Despite the presence of a generous merge lane from the ramp onto Route 1 northbound, many drivers stop at the top of the ramp, and most slow down significantly.  Why slow down (or stop) if there's plenty of room to merge onto Route 1?  Why not just continue at 30 or 40 MPH off the ramp and onto the road?  This seemingly inconsequential highway off-ramp can teach us quite a bit about pedestrian safety at highway interchanges.

The ramp where it meets Route 1.  Despite the merge lane, most drivers stop or slow down before entering Route 1.  Photo by the author.

The reason so many drivers stop or slow down as they exit this ramp onto Route 1 is the angle at which the ramp meets the road.  In the mid-2000s, as part of the Ikea project, the State Highway Administration (SHA) wanted to create more merge room for motorists merging northbound onto Route 1 from the Beltway, to both improve access to the store and improve traffic flow on this part of Baltimore Avenue.    

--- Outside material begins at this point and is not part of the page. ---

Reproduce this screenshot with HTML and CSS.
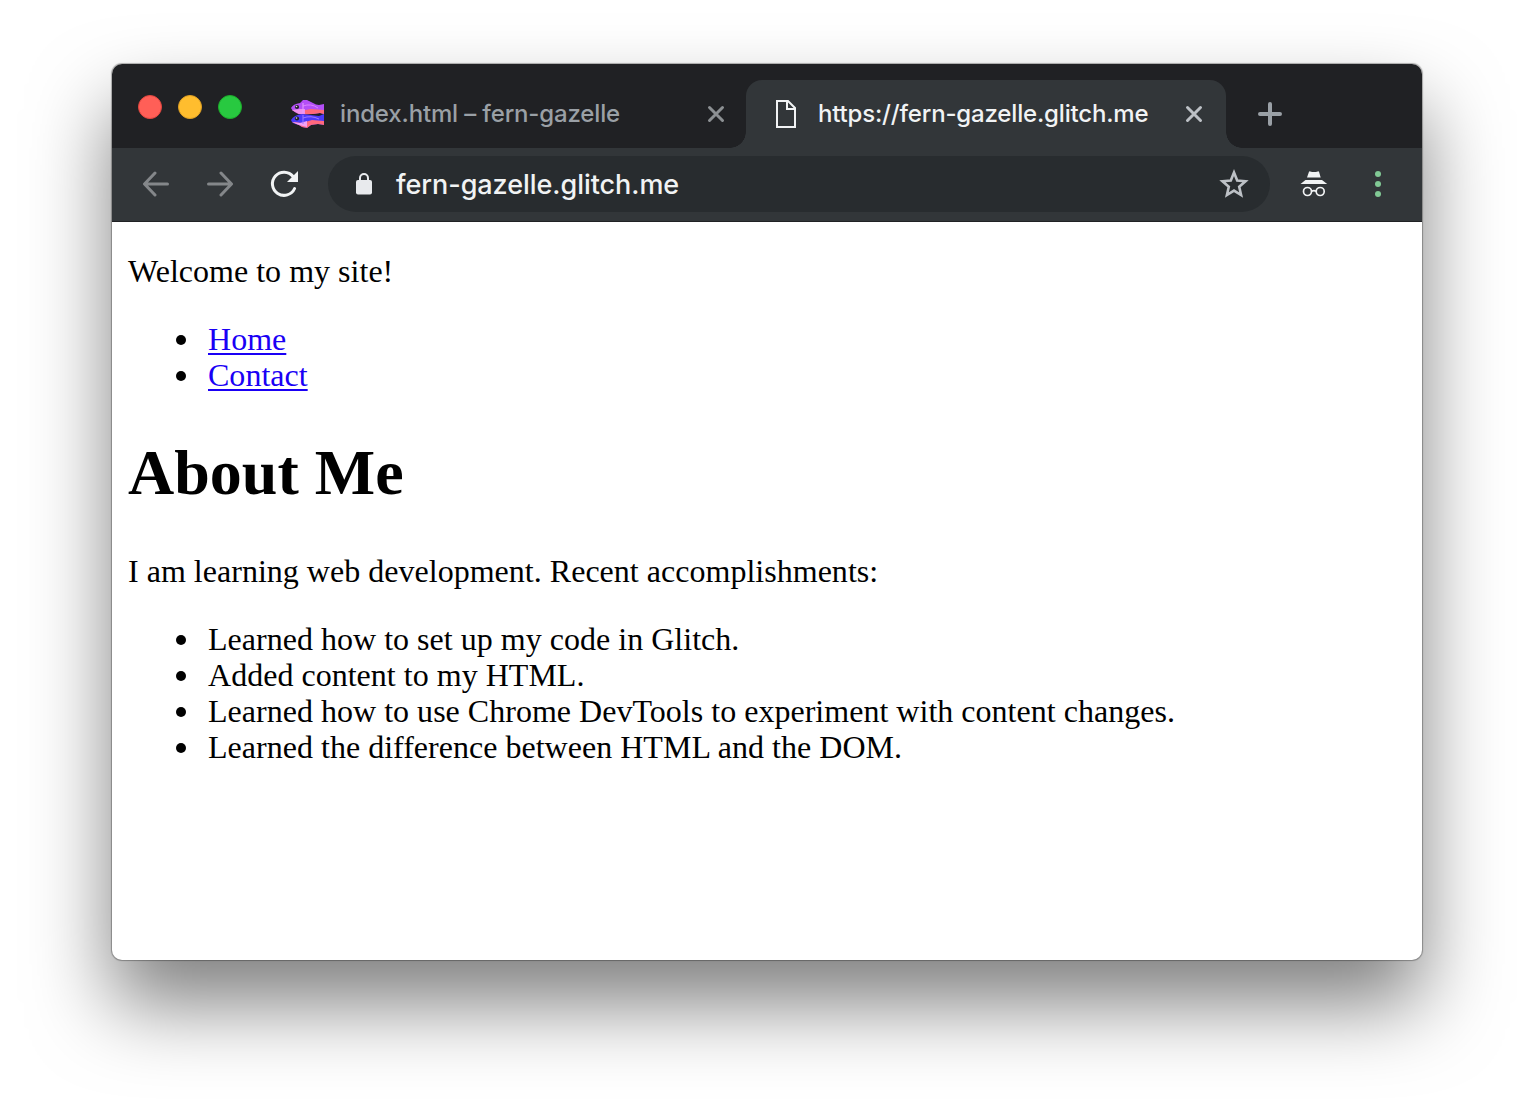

The SHA sought to minimize what traffic engineers call "weaving", where motorists merging onto a highway use the same lane as those exiting the highway.  Weaving is found at all cloverleaf interchanges, as it is inherent in their design, and it is the reason why cloverleafs are rarely built anymore.  Where cloverleafs do exist, often times the solution to weaving is to reconstruct the interchange, but the SHA didn't have space or funding for that here.  Instead, they added about 200' of merge room by making the off-ramp more of a right angle than the sweeping curve it used to be.      

The ramp (at center) in 2002.  Image from the U.S.. Geological Survey.

The ramp in 2007, after being rectified.  Image the from U.S. Geological Survey.

When the SHA altered the ramp to provide merge space, they inadvertently improved pedestrian safety at the ramp's crosswalk.  Because the ramp has a tighter turn, most drivers slow down significantly to make the right.  Some even stop, since the angle of the ramp leads those unfamiliar with the area to assume they don't have a merge lane (merge lanes are rarely found after "hard right" turns, so it's quite rational to come to a stop at such a turn).  This reduced speed makes the crosswalk safer and more comfortable for pedestrians, since drivers behave as if they are turning onto a street rather than merging onto a highway.  

Now, I've just explained that this project was carried out solely to add more merge room for motorists. Pedestrian safety was not the purpose of this realignment (if it was, they would've actually built a continuous sidewalk instead of having it arbitrarily end just south of this spot).  However, what if the SHA did do projects like these for pedestrian safety?  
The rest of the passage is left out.